SET PROBLEM: Give every line of the data again, unchanged, but with no pictures.

═══ SUPPLIED DATA

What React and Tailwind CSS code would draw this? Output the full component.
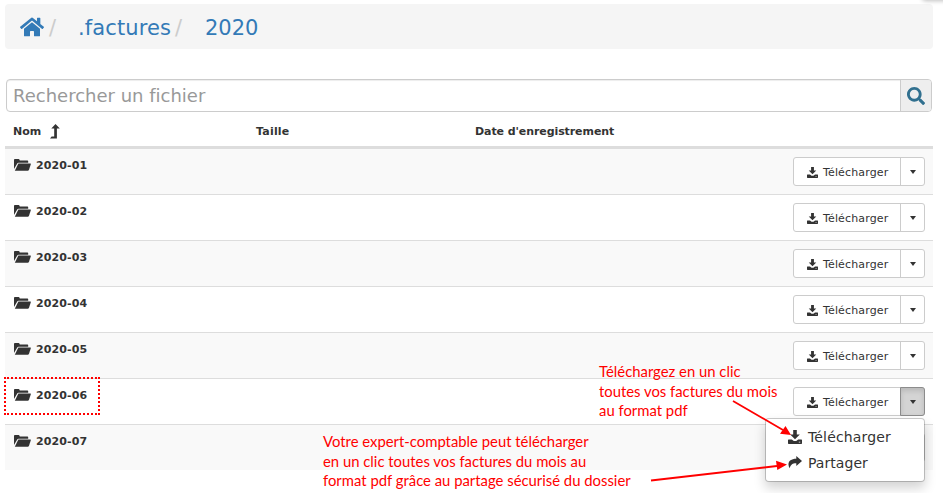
import { FaHome, FaSearch } from "react-icons/fa";

const months = ["2020-01", "2020-02", "2020-03", "2020-04", "2020-05", "2020-06", "2020-07"];

function FolderIcon() {
  return (
    <svg className="-mt-[2px] h-[12px] w-[17px] shrink-0" viewBox="0 0 17 12" fill="#333">
      <path d="M0 10V1.200C0 .5.4.1 1 .1h3.600c.5 0 .9.3 1 .8l.2.600h7.400c.6 0 1 .4 1 1v1.300H4.600c-.7 0-1.200.4-1.500 1z" />
      <path d="M4.400 4.500h12c.4 0 .6.3.5.6l-2 5.800c-.2.5-.6.8-1.100.8H.8z" />
    </svg>
  );
}

function DownloadIcon({ className }) {
  return (
    <svg className={className} viewBox="0 0 14 14" fill="#333">
      <path d="M5.200 0h3.600v4.500h3L7 9.300 2.200 4.500h3z" />
      <path d="M.6 9.400H3.800L5.800 11h2.400L10.200 9.400h3.200c.3 0 .6.3.6.6v3.200c0 .4-.3.7-.6.7H.6c-.3 0-.6-.3-.6-.7V10c0-.3.3-.6.6-.6zm10.200 2.300v.8h1.500v-.8z" fillRule="evenodd" />
    </svg>
  );
}

function ShareIcon() {
  return (
    <svg className="-mt-px h-[13px] w-[14px]" viewBox="0 0 14 13" fill="#333">
      <path d="M8.300 0 14 5l-5.700 5V7.300C5 7.200 3 8 1.700 12.300-1.400 7 1.500 2.700 8.300 2.700z" />
    </svg>
  );
}

function SortIcon() {
  return (
    <svg className="ml-[9px] h-[15px] w-[10px]" viewBox="0 0 10 15" fill="#333">
      <path d="M5.500 0 9.800 4.600H6.900V14.500H0L1.600 12.400H4.200V4.600H1.300z" />
    </svg>
  );
}

function SplitButton({ open, covered }) {
  return (
    <div className="mr-2 mt-2 flex h-[29px] w-[132px] shrink-0 rounded-[3px] border border-[#ccc] bg-white">
      <div className="flex w-[106px] items-center pl-[13px]">
        {!covered && (
          <>
            <DownloadIcon className="mt-px h-[11px] w-[11px]" />
            <span className="ml-[5px] mt-[3px] text-[11px] tracking-[0.15px]">Télécharger</span>
          </>
        )}
      </div>
      <div className={open ? "-my-px -mr-px flex w-[25px] items-center justify-center rounded-r-[3px] border border-[#8c8c8c] bg-[#d4d4d4] shadow-[inset_0_3px_5px_rgba(0,0,0,0.125)]" : "flex flex-1 items-center justify-center border-l border-[#ccc]"}>
        <span className="mt-px border-x-[3px] border-t-[4px] border-x-transparent border-t-[#333]" />
      </div>
    </div>
  );
}

function Menu() {
  return (
    <div className="absolute left-[765px] top-[418px] h-[64px] w-[160px] rounded-[4px] border border-black/20 bg-white bg-clip-padding pt-[5px] text-[14px] leading-[26px] tracking-[0.15px] shadow-[0_6px_12px_rgba(0,0,0,0.175)]">
      <div className="flex items-center pl-[22px]">
        <DownloadIcon className="h-[14px] w-[14px]" />
        <span className="ml-[6px]">Télécharger</span>
      </div>
      <div className="flex items-center pl-[22px]">
        <ShareIcon />
        <span className="ml-[6px] tracking-[0.05px]">Partager</span>
      </div>
    </div>
  );
}

export default function App() {
  return (
    <div className="relative h-[493px] w-[943px] overflow-hidden whitespace-nowrap bg-white pl-[5px] pt-[4px] font-['DejaVu_Sans',sans-serif] text-[#333] [font-variant-ligatures:none]">
      <div className="absolute -top-[10px] left-[922px] h-[10px] w-[40px] rounded-[4px] shadow-[0_1px_4px_rgba(0,0,0,0.25)]" />
      <nav className="flex h-[45px] w-[928px] items-center rounded-[4px] bg-[#f5f5f5] pl-[15px] text-[21px] text-[#337ab7]">
        <FaHome className="h-[24px] w-[24px]" />
        <span className="ml-[5px] mt-[5px] w-[25px] text-[#ccc]">/</span>
        <span className="ml-[4px] mt-[4px] w-[93px] tracking-[0.1px]">.factures</span>
        <span className="ml-[4px] mt-[5px] w-[25px] text-[#ccc]">/</span>
        <span className="ml-[5px] mt-[4px]">2020</span>
      </nav>
      <div className="ml-px mt-[30px] flex h-[33px] w-[926px] overflow-hidden rounded-[4px] border border-[#ccc] shadow-[inset_0_1px_1px_rgba(0,0,0,0.075)]">
        <div className="flex flex-1 items-center pl-[6px] text-[18px] text-[#999]">Rechercher un fichier</div>
        <div className="flex w-[31px] items-center justify-center border-l border-[#ccc] bg-[#eee]">
          <FaSearch className="h-[18px] w-[18px] text-[#31708f]" />
        </div>
      </div>
      <div className="flex h-[37px] w-[928px] items-center border-b-[3px] border-[#ddd] pl-2 pt-[6px] text-[11px] font-bold">
        <div className="flex w-[243px] items-center">Nom<span className="-mt-[2px]"><SortIcon /></span></div>
        <div className="w-[219px] tracking-[0.2px]">Taille</div>
        <div className="tracking-[-0.08px]">Date d'enregistrement</div>
      </div>
      <div className="w-[928px]">
        {months.map((month, i) => (
          <div key={month} className="flex h-[46px] justify-between border-b border-[#ddd] odd:bg-[#f9f9f9] last:h-[45px] last:border-b-0">
            <div className="flex h-[33px] items-center pl-[9px] text-[11px] font-bold">
              <FolderIcon />
              <span className="ml-[5px] mt-[2px] tracking-[0.1px]">{month}</span>
            </div>
            <SplitButton open={i === 5} covered={i === 6} />
          </div>
        ))}
      </div>
      <Menu />
      <div className="absolute left-[4px] top-[377px] h-[38px] w-[96px] border-2 border-dotted border-[#f00]" />
      <div className="absolute left-[599px] top-[362px] font-['Lato',sans-serif] text-[14.850px] leading-[19.500px] text-[#f00]">
        <p>Téléchargez en un clic</p>
        <p>toutes vos factures du mois</p>
        <p>au format pdf</p>
      </div>
      <div className="absolute left-[323px] top-[432px] font-['Lato',sans-serif] text-[14.850px] leading-[19.500px] text-[#f00]">
        <p>Votre expert-comptable peut télécharger</p>
        <p>en un clic toutes vos factures du mois au</p>
        <p>format pdf grâce au partage sécurisé du dossier</p>
      </div>
      <svg className="absolute left-0 top-0 h-[493px] w-[943px]" viewBox="0 0 943 493" fill="#f00" stroke="#f00">
        <path d="M733 401 783 430M651 480.500 777 466" strokeWidth="1.800" />
        <path d="M791 435 780 433.800 785.500 426zM787 464.500 776 460.700 777.300 470z" stroke="none" />
      </svg>
    </div>
  );
}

══════

SOLUTION FOR THIS EXERCISE:
What React and Tailwind CSS code would draw this? Output the full component.
import { FaHome, FaSearch } from "react-icons/fa";

const months = ["2020-01", "2020-02", "2020-03", "2020-04", "2020-05", "2020-06", "2020-07"];

function FolderIcon() {
  return (
    <svg className="-mt-[2px] h-[12px] w-[17px] shrink-0" viewBox="0 0 17 12" fill="#333">
      <path d="M0 10V1.200C0 .5.4.1 1 .1h3.600c.5 0 .9.3 1 .8l.2.600h7.400c.6 0 1 .4 1 1v1.300H4.600c-.7 0-1.200.4-1.500 1z" />
      <path d="M4.400 4.500h12c.4 0 .6.3.5.6l-2 5.800c-.2.5-.6.8-1.100.8H.8z" />
    </svg>
  );
}

function DownloadIcon({ className }) {
  return (
    <svg className={className} viewBox="0 0 14 14" fill="#333">
      <path d="M5.200 0h3.600v4.500h3L7 9.300 2.200 4.500h3z" />
      <path d="M.6 9.400H3.800L5.800 11h2.400L10.200 9.400h3.200c.3 0 .6.3.6.6v3.200c0 .4-.3.7-.6.7H.6c-.3 0-.6-.3-.6-.7V10c0-.3.3-.6.6-.6zm10.200 2.300v.8h1.500v-.8z" fillRule="evenodd" />
    </svg>
  );
}

function ShareIcon() {
  return (
    <svg className="-mt-px h-[13px] w-[14px]" viewBox="0 0 14 13" fill="#333">
      <path d="M8.300 0 14 5l-5.700 5V7.300C5 7.200 3 8 1.700 12.300-1.400 7 1.500 2.700 8.300 2.700z" />
    </svg>
  );
}

function SortIcon() {
  return (
    <svg className="ml-[9px] h-[15px] w-[10px]" viewBox="0 0 10 15" fill="#333">
      <path d="M5.500 0 9.800 4.600H6.900V14.500H0L1.600 12.400H4.200V4.600H1.300z" />
    </svg>
  );
}

function SplitButton({ open, covered }) {
  return (
    <div className="mr-2 mt-2 flex h-[29px] w-[132px] shrink-0 rounded-[3px] border border-[#ccc] bg-white">
      <div className="flex w-[106px] items-center pl-[13px]">
        {!covered && (
          <>
            <DownloadIcon className="mt-px h-[11px] w-[11px]" />
            <span className="ml-[5px] mt-[3px] text-[11px] tracking-[0.15px]">Télécharger</span>
          </>
        )}
      </div>
      <div className={open ? "-my-px -mr-px flex w-[25px] items-center justify-center rounded-r-[3px] border border-[#8c8c8c] bg-[#d4d4d4] shadow-[inset_0_3px_5px_rgba(0,0,0,0.125)]" : "flex flex-1 items-center justify-center border-l border-[#ccc]"}>
        <span className="mt-px border-x-[3px] border-t-[4px] border-x-transparent border-t-[#333]" />
      </div>
    </div>
  );
}

function Menu() {
  return (
    <div className="absolute left-[765px] top-[418px] h-[64px] w-[160px] rounded-[4px] border border-black/20 bg-white bg-clip-padding pt-[5px] text-[14px] leading-[26px] tracking-[0.15px] shadow-[0_6px_12px_rgba(0,0,0,0.175)]">
      <div className="flex items-center pl-[22px]">
        <DownloadIcon className="h-[14px] w-[14px]" />
        <span className="ml-[6px]">Télécharger</span>
      </div>
      <div className="flex items-center pl-[22px]">
        <ShareIcon />
        <span className="ml-[6px] tracking-[0.05px]">Partager</span>
      </div>
    </div>
  );
}

export default function App() {
  return (
    <div className="relative h-[493px] w-[943px] overflow-hidden whitespace-nowrap bg-white pl-[5px] pt-[4px] font-['DejaVu_Sans',sans-serif] text-[#333] [font-variant-ligatures:none]">
      <div className="absolute -top-[10px] left-[922px] h-[10px] w-[40px] rounded-[4px] shadow-[0_1px_4px_rgba(0,0,0,0.25)]" />
      <nav className="flex h-[45px] w-[928px] items-center rounded-[4px] bg-[#f5f5f5] pl-[15px] text-[21px] text-[#337ab7]">
        <FaHome className="h-[24px] w-[24px]" />
        <span className="ml-[5px] mt-[5px] w-[25px] text-[#ccc]">/</span>
        <span className="ml-[4px] mt-[4px] w-[93px] tracking-[0.1px]">.factures</span>
        <span className="ml-[4px] mt-[5px] w-[25px] text-[#ccc]">/</span>
        <span className="ml-[5px] mt-[4px]">2020</span>
      </nav>
      <div className="ml-px mt-[30px] flex h-[33px] w-[926px] overflow-hidden rounded-[4px] border border-[#ccc] shadow-[inset_0_1px_1px_rgba(0,0,0,0.075)]">
        <div className="flex flex-1 items-center pl-[6px] text-[18px] text-[#999]">Rechercher un fichier</div>
        <div className="flex w-[31px] items-center justify-center border-l border-[#ccc] bg-[#eee]">
          <FaSearch className="h-[18px] w-[18px] text-[#31708f]" />
        </div>
      </div>
      <div className="flex h-[37px] w-[928px] items-center border-b-[3px] border-[#ddd] pl-2 pt-[6px] text-[11px] font-bold">
        <div className="flex w-[243px] items-center">Nom<span className="-mt-[2px]"><SortIcon /></span></div>
        <div className="w-[219px] tracking-[0.2px]">Taille</div>
        <div className="tracking-[-0.08px]">Date d'enregistrement</div>
      </div>
      <div className="w-[928px]">
        {months.map((month, i) => (
          <div key={month} className="flex h-[46px] justify-between border-b border-[#ddd] odd:bg-[#f9f9f9] last:h-[45px] last:border-b-0">
            <div className="flex h-[33px] items-center pl-[9px] text-[11px] font-bold">
              <FolderIcon />
              <span className="ml-[5px] mt-[2px] tracking-[0.1px]">{month}</span>
            </div>
            <SplitButton open={i === 5} covered={i === 6} />
          </div>
        ))}
      </div>
      <Menu />
      <div className="absolute left-[4px] top-[377px] h-[38px] w-[96px] border-2 border-dotted border-[#f00]" />
      <div className="absolute left-[599px] top-[362px] font-['Lato',sans-serif] text-[14.850px] leading-[19.500px] text-[#f00]">
        <p>Téléchargez en un clic</p>
        <p>toutes vos factures du mois</p>
        <p>au format pdf</p>
      </div>
      <div className="absolute left-[323px] top-[432px] font-['Lato',sans-serif] text-[14.850px] leading-[19.500px] text-[#f00]">
        <p>Votre expert-comptable peut télécharger</p>
        <p>en un clic toutes vos factures du mois au</p>
        <p>format pdf grâce au partage sécurisé du dossier</p>
      </div>
      <svg className="absolute left-0 top-0 h-[493px] w-[943px]" viewBox="0 0 943 493" fill="#f00" stroke="#f00">
        <path d="M733 401 783 430M651 480.500 777 466" strokeWidth="1.800" />
        <path d="M791 435 780 433.800 785.500 426zM787 464.500 776 460.700 777.300 470z" stroke="none" />
      </svg>
    </div>
  );
}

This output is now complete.